Pour sa part Fondio Vazoumana, président du Comité ivoirien des droits de l'homme (CIDH), estime qu' il faut appliquer la justice au sens classique du terme, mais pas seulement pour Simone Gbagbo : il faut que tous responsables présumés de violations des droits de l'homme durant la crise de 2010-2011 répondent de leurs actes, dans le cadre d'une justice indépendante. Interrogé sur le refus d'Abidjan de remettre Simone Gbagbo entre les mains de la Cour pénale internationale (CPI), le président du CIDH affirme que le plus important est que l'accusée bénéficie d'un procès équitable, en Côte d'Ivoire ou ailleurs.
« Il faut qu'elle paie »
Un procès équitable pour Simone Gbagbo à Abidjan ? Ses partisans n'y croient pas. Notamment à Yopougon, quartier du nord d'Abidjan. Attablés dans un maquis, sorte de buvette à ciel ouvert, des militants du Front populaire ivoirien (FPI), le parti dont Simone Gbagbo est l'une des co-fondatrices, affirment sans ambages qu'il ne s'agit que d'une parodie de justice. Ils espèrent cependant que ce procès va démontrer à la face du monde que la justice ivoirienne est inféodée au pouvoir politique en place.

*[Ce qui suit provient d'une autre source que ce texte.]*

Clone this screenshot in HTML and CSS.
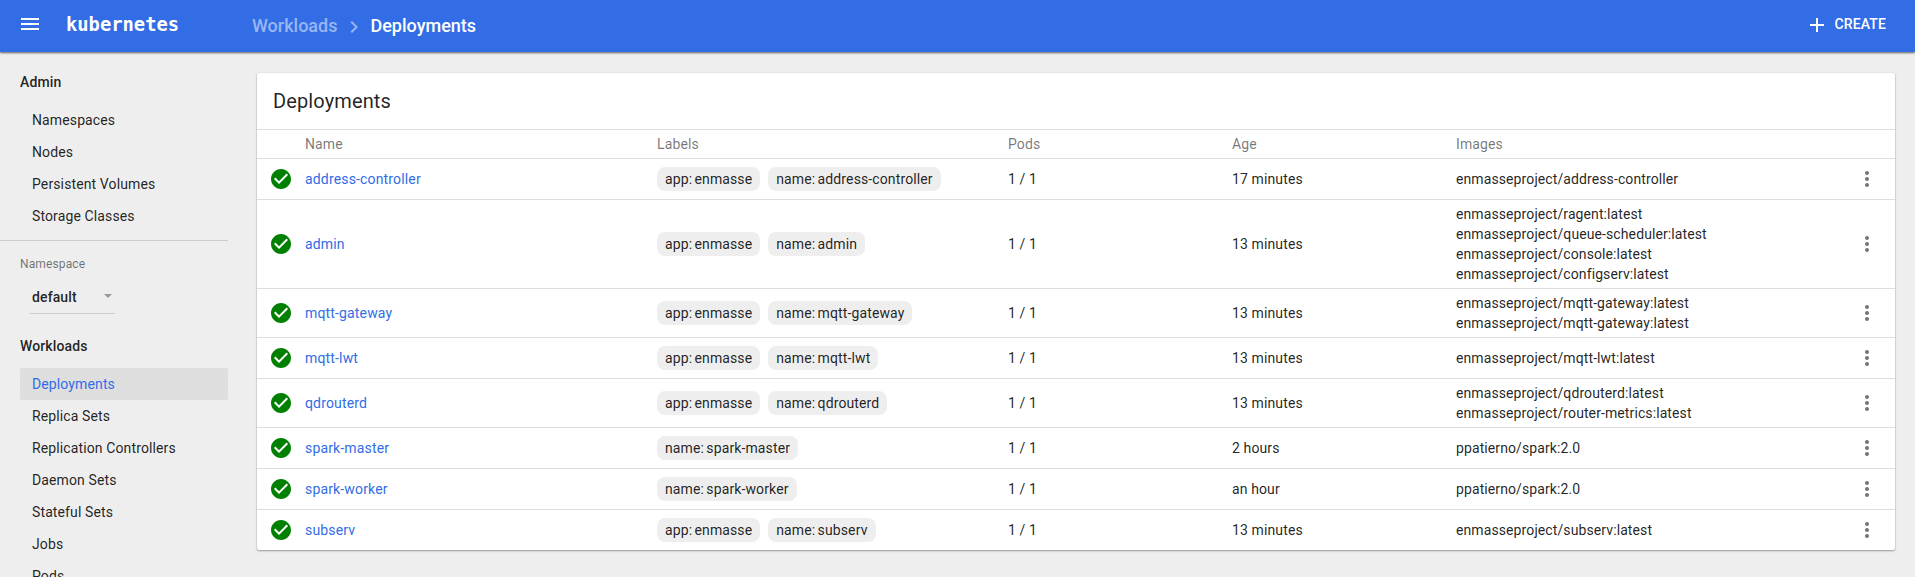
FILE: index.html
```html
<!DOCTYPE html>
<html lang="en">
<head>
<meta charset="utf-8">
<title>Deployments - Kubernetes Dashboard</title>
<link rel="stylesheet" href="styles.css">
</head>
<body>
<svg class="defs" width="0" height="0">
  <symbol id="check" viewBox="0 0 24 24"><path d="M12 2C6.48 2 2 6.48 2 12s4.48 10 10 10 10-4.480 10-10S17.520 2 12 2zm-2 15l-5-5 1.410-1.410L10 14.170l7.590-7.590L19 8l-9 9z"/></symbol>
  <symbol id="more" viewBox="0 0 24 24"><path d="M12 8c1.100 0 2-.9 2-2s-.9-2-2-2-2 .9-2 2 .9 2 2 2zm0 2c-1.100 0-2 .9-2 2s.9 2 2 2 2-.9 2-2-.9-2-2-2zm0 6c-1.100 0-2 .9-2 2s.9 2 2 2 2-.9 2-2-.9-2-2-2z"/></symbol>
</svg>
<header class="topbar">
  <svg class="menu" viewBox="0 0 24 24"><path d="M3 18h18v-2H3v2zm0-5h18v-2H3v2zm0-7v2h18V6H3z"/></svg>
  <span class="logo">kubernetes</span>
  <nav class="crumbs">
    <a class="crumb-parent">Workloads</a>
    <svg class="chevron" viewBox="0 0 24 24"><path d="M10 6L8.590 7.410 13.170 12l-4.580 4.590L10 18l6-6z"/></svg>
    <span>Deployments</span>
  </nav>
  <button class="create"><svg viewBox="0 0 24 24"><path d="M19 13h-6v6h-2v-6H5v-2h6V5h2v6h6v2z"/></svg><span>CREATE</span></button>
</header>
<div class="layout">
  <aside class="sidebar">
    <h3 class="group">Admin</h3>
    <a class="item">Namespaces</a>
    <a class="item">Nodes</a>
    <a class="item">Persistent Volumes</a>
    <a class="item">Storage Classes</a>
    <div class="namespace">
      <div class="ns-label">Namespace</div>
      <div class="select"><span>default</span><i class="caret"></i></div>
    </div>
    <h3 class="group workloads">Workloads</h3>
    <a class="item active">Deployments</a>
    <a class="item">Replica Sets</a>
    <a class="item">Replication Controllers</a>
    <a class="item">Daemon Sets</a>
    <a class="item">Stateful Sets</a>
    <a class="item">Jobs</a>
    <a class="item">Pods</a>
  </aside>
  <main class="card">
    <h2 class="title">Deployments</h2>
    <div class="row head"><span></span><span>Name</span><span>Labels</span><span>Pods</span><span>Age</span><span>Images</span></div>
    <div class="row"><svg class="ok"><use href="#check"/></svg><a class="link">address-controller</a><div class="chips"><span class="chip">app: enmasse</span><span class="chip">name: address-controller</span></div><span>1 / 1</span><span>17 minutes</span><div class="images"><div>enmasseproject/address-controller</div></div><svg class="more"><use href="#more"/></svg></div>
    <div class="row"><svg class="ok"><use href="#check"/></svg><a class="link">admin</a><div class="chips"><span class="chip">app: enmasse</span><span class="chip">name: admin</span></div><span>1 / 1</span><span>13 minutes</span><div class="images"><div>enmasseproject/ragent:latest</div><div>enmasseproject/queue-scheduler:latest</div><div>enmasseproject/console:latest</div><div>enmasseproject/configserv:latest</div></div><svg class="more"><use href="#more"/></svg></div>
    <div class="row"><svg class="ok"><use href="#check"/></svg><a class="link">mqtt-gateway</a><div class="chips"><span class="chip">app: enmasse</span><span class="chip">name: mqtt-gateway</span></div><span>1 / 1</span><span>13 minutes</span><div class="images"><div>enmasseproject/mqtt-gateway:latest</div><div>enmasseproject/mqtt-gateway:latest</div></div><svg class="more"><use href="#more"/></svg></div>
    <div class="row"><svg class="ok"><use href="#check"/></svg><a class="link">mqtt-lwt</a><div class="chips"><span class="chip">app: enmasse</span><span class="chip">name: mqtt-lwt</span></div><span>1 / 1</span><span>13 minutes</span><div class="images"><div>enmasseproject/mqtt-lwt:latest</div></div><svg class="more"><use href="#more"/></svg></div>
    <div class="row"><svg class="ok"><use href="#check"/></svg><a class="link">qdrouterd</a><div class="chips"><span class="chip">app: enmasse</span><span class="chip">name: qdrouterd</span></div><span>1 / 1</span><span>13 minutes</span><div class="images"><div>enmasseproject/qdrouterd:latest</div><div>enmasseproject/router-metrics:latest</div></div><svg class="more"><use href="#more"/></svg></div>
    <div class="row"><svg class="ok"><use href="#check"/></svg><a class="link">spark-master</a><div class="chips"><span class="chip">name: spark-master</span></div><span>1 / 1</span><span>2 hours</span><div class="images"><div>ppatierno/spark:2.0</div></div><svg class="more"><use href="#more"/></svg></div>
    <div class="row"><svg class="ok"><use href="#check"/></svg><a class="link">spark-worker</a><div class="chips"><span class="chip">name: spark-worker</span></div><span>1 / 1</span><span>an hour</span><div class="images"><div>ppatierno/spark:2.0</div></div><svg class="more"><use href="#more"/></svg></div>
    <div class="row"><svg class="ok"><use href="#check"/></svg><a class="link">subserv</a><div class="chips"><span class="chip">app: enmasse</span><span class="chip">name: subserv</span></div><span>1 / 1</span><span>13 minutes</span><div class="images"><div>enmasseproject/subserv:latest</div></div><svg class="more"><use href="#more"/></svg></div>
  </main>
</div>
</body>
</html>
```
FILE: styles.css
```css
* { box-sizing: border-box; }
body {
  margin: 0;
  height: 577px;
  overflow: hidden;
  display: flex;
  flex-direction: column;
  background: #eee;
  color: rgba(0, 0, 0, .87);
  font: 14px/20px Roboto, sans-serif;
  letter-spacing: .12px;
}
.defs { display: none; }
.topbar {
  flex: none;
  height: 52px;
  display: flex;
  align-items: center;
  padding: 0 16px 4px 18px;
  background: #326de6;
  color: #fff;
  box-shadow: 0 1px 2px rgba(0, 0, 0, .6);
}
.topbar svg { fill: currentColor; }
.menu { width: 24px; height: 24px; }
.logo {
  width: 186px;
  margin: 1px 0 0 24px;
  font: bold 18.8px/24px "DejaVu Sans Mono", monospace;
  letter-spacing: 0;
}
.crumbs {
  display: flex;
  align-items: center;
  padding-top: 4px;
  font-size: 18px;
  font-weight: 500;
  line-height: 24px;
  letter-spacing: 0;
}
.crumb-parent { color: rgba(255, 255, 255, .5); }
.chevron { width: 24px; height: 24px; margin: 2px 4px 0 5px; opacity: .5; }
.create {
  display: flex;
  align-items: center;
  gap: 5px;
  margin-left: auto;
  padding: 0 13px 0 0;
  border: 0;
  background: none;
  color: inherit;
  font: 500 14px/24px Roboto, sans-serif;
  letter-spacing: .14px;
}
.create svg { width: 24px; height: 24px; margin-top: 2px; }
.layout { display: flex; }
.sidebar {
  flex: none;
  width: 228px;
  padding-left: 20px;
}
.group {
  margin: 20px 0 12px;
  font-size: 14px;
  font-weight: 500;
  line-height: 20px;
}
.item {
  display: block;
  height: 32px;
  padding-left: 12px;
  line-height: 32px;
  border-radius: 2px;
}
.item.active { background: #dedede; color: #326de6; }
.namespace {
  height: 76px;
  margin: 8px 0 0 -20px;
  padding: 13px 0 0 20px;
  border-top: 1px solid #ccc;
}
.ns-label { font-size: 12px; color: rgba(0, 0, 0, .54); }
.select {
  display: flex;
  align-items: center;
  justify-content: space-between;
  width: 85px;
  height: 30px;
  margin: 10px 0 0 10px;
  padding: 0 2px 3px;
  border-bottom: 1px solid #ccc;
  font-weight: 500;
}
.caret {
  margin: 0 1px 3px 0;
  border: 4px solid transparent;
  border-top-color: #999;
  border-bottom: 0;
}
.card {
  width: 1638px;
  margin: 21px 0 0 29px;
  align-self: flex-start;
  background: #fff;
  border-radius: 2px;
  box-shadow: 0 0 1px rgba(0, 0, 0, .2), 0 1px 2px rgba(0, 0, 0, .35);
}
.title {
  margin: 0;
  padding: 16px 16px;
  font-size: 20px;
  font-weight: 400;
  line-height: 24px;
}
.row {
  display: grid;
  grid-template-columns: 34px 352px 351px 224px 224px 399px 24px;
  align-items: center;
  min-height: 41px;
  padding: 4px 0 4px 14px;
  border-top: 1px solid #ddd;
}
.row.head { min-height: 29px; color: rgba(0, 0, 0, .54); }
.link { color: #326de6; letter-spacing: .16px; }
.ok { width: 24px; height: 24px; margin-left: -2px; fill: #008000; }
.more { width: 24px; height: 24px; fill: #757575; }
.images { letter-spacing: .1px; }
.chips { display: flex; gap: 8px; }
.chip {
  height: 24px;
  padding: 0 8px;
  border-radius: 8px;
  background: #eee;
  line-height: 25px;
  word-spacing: -1.3px;
}
```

Pour l'un d'eux, le président Alassane Ouattara aurait pu simplement amnistier l'ex-Première dame plutôt que de vouloir absolument la juger. Le militant du FPI cite l'exemple de Laurent Gbagbo qui, « en son temps, n'avait pas hésité, au nom de la réconciliation nationale, à amnistier tous les acteurs de la rébellion qui avait coupé le pays en deux après avoir endeuillé de nombreuses familles ».
Mais les inconditionnels du nouveau régime sont catégoriques. « Simone Gbagbo doit purement et simplement être jugée. Il faut qu'elle paie pour ce qu'elle a fait subir aux Ivoiriens », déclare avec force Dame Doumbia Assita, membre du Rassemblement des Républicains (RDR), le parti d'Alassane Ouattara. Mais qu'est-ce que Simone a fait subir aux Ivoiriens ? Hésitante, la militante du RDR dit se fonder sur ce qui est rapporté dans la presse locale.